Die Schweizer Autoimporteure, so geht das Märchen, wollen dafür sorgen, dass bis Ende 2020 jeder zehnte verkaufte Neuwagen in der Schweiz ein E-Mobil ist, ein rein elektrisch betriebenes Fahrzeug oder ein Plug-in-Hybrid. Das jedenfalls behauptet Andreas Burgener, der Direktor des Branchenverbandes Auto-Schweiz, bei jeder Gelegenheit. Die Fakten sehen anders aus.

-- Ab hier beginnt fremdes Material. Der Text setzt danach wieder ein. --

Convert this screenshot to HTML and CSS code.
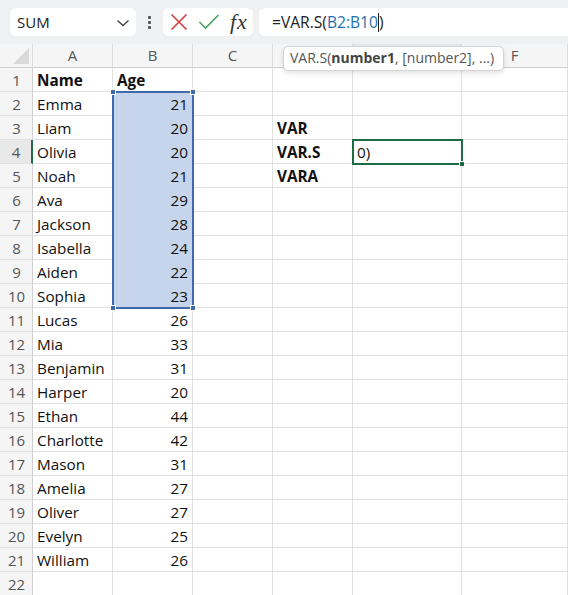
FILE: index.html
```html
<!DOCTYPE html>
<html>
<head>
<meta charset="utf-8">
<link rel="stylesheet" href="styles.css">
</head>
<body>
<div class="toolbar">
  <div class="namebox"><span class="nb-text">SUM</span>
    <svg class="chev" width="14" height="8" viewBox="0 0 14 8"><path d="M1.5 1.5 L7 6.5 L12.5 1.5" fill="none" stroke="#444" stroke-width="1.4"/></svg>
  </div>
  <div class="dots"><span></span><span></span><span></span></div>
  <div class="fxbox">
    <svg class="ico" width="18" height="18" viewBox="0 0 18 18"><path d="M1.5 1.5 L16.5 16.5 M16.5 1.5 L1.5 16.5" stroke="#d83b3b" stroke-width="1.6" fill="none"/></svg>
    <svg class="ico" width="22" height="18" viewBox="0 0 22 18"><path d="M1.5 9 L7.5 15 L20.5 2" stroke="#48a061" stroke-width="1.6" fill="none"/></svg>
    <span class="fx">fx</span>
  </div>
  <div class="formula"><span>=VAR.S(</span><span class="ref">B2:B10</span><span class="caret"></span><span>)</span></div>
</div>
<div class="sheet">
  <div class="grid">
    <div class="corner"></div><div class="ch">A</div><div class="ch">B</div><div class="ch">C</div><div class="ch"></div><div class="ch act"></div><div class="ch">F</div>

    <div class="rh">1</div><div class="c b">Name</div><div class="c b">Age</div><div class="c"></div><div class="c"></div><div class="c"></div><div class="c"></div>
    <div class="rh">2</div><div class="c">Emma</div><div class="c n sel">21</div><div class="c"></div><div class="c"></div><div class="c"></div><div class="c"></div>
    <div class="rh">3</div><div class="c">Liam</div><div class="c n sel">20</div><div class="c"></div><div class="c b">VAR</div><div class="c"></div><div class="c"></div>
    <div class="rh act">4</div><div class="c">Olivia</div><div class="c n sel">20</div><div class="c"></div><div class="c b">VAR.S</div><div class="c">0)</div><div class="c"></div>
    <div class="rh">5</div><div class="c">Noah</div><div class="c n sel">21</div><div class="c"></div><div class="c b">VARA</div><div class="c"></div><div class="c"></div>
    <div class="rh">6</div><div class="c">Ava</div><div class="c n sel">29</div><div class="c"></div><div class="c"></div><div class="c"></div><div class="c"></div>
    <div class="rh">7</div><div class="c">Jackson</div><div class="c n sel">28</div><div class="c"></div><div class="c"></div><div class="c"></div><div class="c"></div>
    <div class="rh">8</div><div class="c">Isabella</div><div class="c n sel">24</div><div class="c"></div><div class="c"></div><div class="c"></div><div class="c"></div>
    <div class="rh">9</div><div class="c">Aiden</div><div class="c n sel">22</div><div class="c"></div><div class="c"></div><div class="c"></div><div class="c"></div>
    <div class="rh">10</div><div class="c">Sophia</div><div class="c n sel">23</div><div class="c"></div><div class="c"></div><div class="c"></div><div class="c"></div>
    <div class="rh">11</div><div class="c">Lucas</div><div class="c n">26</div><div class="c"></div><div class="c"></div><div class="c"></div><div class="c"></div>
    <div class="rh">12</div><div class="c">Mia</div><div class="c n">33</div><div class="c"></div><div class="c"></div><div class="c"></div><div class="c"></div>
    <div class="rh">13</div><div class="c">Benjamin</div><div class="c n">31</div><div class="c"></div><div class="c"></div><div class="c"></div><div class="c"></div>
    <div class="rh">14</div><div class="c">Harper</div><div class="c n">20</div><div class="c"></div><div class="c"></div><div class="c"></div><div class="c"></div>
    <div class="rh">15</div><div class="c">Ethan</div><div class="c n">44</div><div class="c"></div><div class="c"></div><div class="c"></div><div class="c"></div>
    <div class="rh">16</div><div class="c">Charlotte</div><div class="c n">42</div><div class="c"></div><div class="c"></div><div class="c"></div><div class="c"></div>
    <div class="rh">17</div><div class="c">Mason</div><div class="c n">31</div><div class="c"></div><div class="c"></div><div class="c"></div><div class="c"></div>
    <div class="rh">18</div><div class="c">Amelia</div><div class="c n">27</div><div class="c"></div><div class="c"></div><div class="c"></div><div class="c"></div>
    <div class="rh">19</div><div class="c">Oliver</div><div class="c n">27</div><div class="c"></div><div class="c"></div><div class="c"></div><div class="c"></div>
    <div class="rh">20</div><div class="c">Evelyn</div><div class="c n">25</div><div class="c"></div><div class="c"></div><div class="c"></div><div class="c"></div>
    <div class="rh">21</div><div class="c">William</div><div class="c n">26</div><div class="c"></div><div class="c"></div><div class="c"></div><div class="c"></div>
    <div class="rh">22</div><div class="c"></div><div class="c"></div><div class="c"></div><div class="c"></div><div class="c"></div><div class="c"></div>
  </div>
  <div class="selection"><i class="h tl"></i><i class="h tr"></i><i class="h bl"></i><i class="h br"></i></div>
  <div class="active"><i class="fill"></i></div>
  <div class="tip">VAR.S(<b>number1</b>, [number2], ...)</div>
</div>
</body>
</html>
```
FILE: styles.css
```css
* { box-sizing: border-box; }
html, body { margin: 0; padding: 0; background: #fff; overflow: hidden; }
body { width: 568px; height: 595px; font-family: "Open Sans", "Noto Sans", sans-serif; }

.toolbar {
  height: 44px;
  background: #eff0f2;
  display: flex;
  align-items: center;
  padding-left: 10px;
}
.namebox {
  width: 126px; height: 28px;
  background: #fff; border-radius: 6px;
  display: flex; align-items: center; justify-content: space-between;
  padding: 0 6px 0 7px;
  font-size: 15px; color: #222;
}
.chev { margin-top: 2px; }
.dots {
  width: 27px; height: 28px;
  display: flex; flex-direction: column; align-items: center; justify-content: center; gap: 2px;
}
.dots span { width: 3px; height: 3px; background: #555; border-radius: 1px; }
.fxbox {
  width: 90px; height: 28px;
  background: #fff; border-radius: 6px;
  display: flex; align-items: center;
  padding-left: 7px; gap: 10px;
}
.fx {
  font-family: "Liberation Serif", "DejaVu Serif", serif;
  font-style: italic; font-size: 22px; color: #333;
  line-height: 1; letter-spacing: 1px;
}
.formula {
  flex: 1; height: 28px;
  margin-left: 6px; margin-right: -8px;
  background: #fff; border-radius: 6px;
  display: flex; align-items: center;
  padding-left: 13px;
  font-size: 15.6px; color: #222;
}
.formula .ref { color: #1f6fad; }
.caret { width: 1px; height: 19px; background: #222; }

.sheet { position: relative; }
.grid {
  display: grid;
  grid-template-columns: 33px 80px 80px 80px 80px 109px 1fr;
  grid-template-rows: 24px;
  grid-auto-rows: 24px;
}
.corner, .ch, .rh { background: #f5f5f5; color: #555; font-size: 15px; }
.corner {
  border-right: 1px solid #dcdcdc; border-bottom: 1px solid #d0d0d0;
  position: relative;
}
.corner::after {
  content: ""; position: absolute; right: 3px; bottom: 3px;
  width: 0; height: 0;
  border-left: 16px solid transparent; border-bottom: 16px solid #dadada;
}
.ch {
  display: flex; align-items: center; justify-content: center;
  border-right: 1px solid #dcdcdc; border-bottom: 1px solid #d0d0d0;
  padding-bottom: 1px;
}
.ch.act { background: #e9e9e9; border-bottom: 2px solid #1e6b45; }
.rh {
  display: flex; align-items: center; justify-content: center;
  border-right: 1px solid #d0d0d0; border-bottom: 1px solid #e0e0e0;
  padding-left: 1px; padding-top: 1px;
}
.rh.act { background: #e9e9e9; border-right: 2px solid #1e6b45; }
.c {
  border-right: 1px solid #e1e1e1; border-bottom: 1px solid #e1e1e1;
  font-size: 15.3px; color: #111;
  padding: 1px 4px 0; line-height: 23px;
  white-space: nowrap; overflow: visible;
}
.c.b { font-weight: 700; }
.c.n { text-align: right; }
.c.sel { background: #c6d4ec; border-color: #c6d4ec; }

.selection {
  position: absolute; left: 112px; top: 47px; width: 82px; height: 218px;
  border: 2px solid #3e6aa9;
}
.h {
  position: absolute; width: 6px; height: 6px; background: #3e6aa9; border: 1px solid #fff;
}
.h.tl { left: -4px; top: -4px; }
.h.tr { right: -4px; top: -4px; }
.h.bl { left: -4px; bottom: -4px; }
.h.br { right: -4px; bottom: -4px; }

.active {
  position: absolute; left: 352px; top: 95px; width: 111px; height: 26px;
  border: 2px solid #1e6b45;
}
.fill {
  position: absolute; right: -4px; bottom: -4px; width: 6px; height: 6px;
  background: #1e6b45; border: 1px solid #fff;
}

.tip {
  position: absolute; left: 283px; top: 2px; width: 221px; height: 25px;
  background: #fff; border: 1px solid #d4d4d4; border-radius: 5px;
  box-shadow: 0 2px 5px rgba(0,0,0,0.12);
  font-size: 14px; color: #555;
  padding-left: 6px; line-height: 22px; white-space: nowrap;
}
.tip b { font-weight: 700; color: #444; }
```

Dass jemand sich gute Vorsätze vornimmt, ist nicht verboten, und dass man dabei ein bisschen übertreibt und blufft, ist erlaubt, das gehört zum Geschäft. Zwar rätselte man schon seit längerem, wie die Autoimporteure es schaffen wollen, den Verkauf von E-Mobilen innerhalb eines einzigen Jahres von 3 auf 10 Prozent respektive von 9’000 auf 30’000 Stück hochzupeitschen, wo man doch weiss, dass fast die Hälfte der Autokäufer überzeugt sind, ohne einen SUV oder 4×4-Geländewagen nicht mehr leben zu können.

Allerdings, was das Instiuts für Wirtschaft und Ökologie an der Universität St. Gallen, also keine Brutstätte für angehende Revolutionäre, in einer Studie herausgefunden hat und von den Tamedia-Zeitungen und dem Online-Magazin Watson öffentlich gemacht wurde, zeigt, dass nicht bloss die Autokäufer wenig Eigenverantwortung zeigen, sondern auch das Autogewerbe. Die Studie belegt nämlich, dass nur 5,3 Prozent der Autokäufer von ihrem Autohändler ein Angebot für ein E-Mobil erhalten haben.  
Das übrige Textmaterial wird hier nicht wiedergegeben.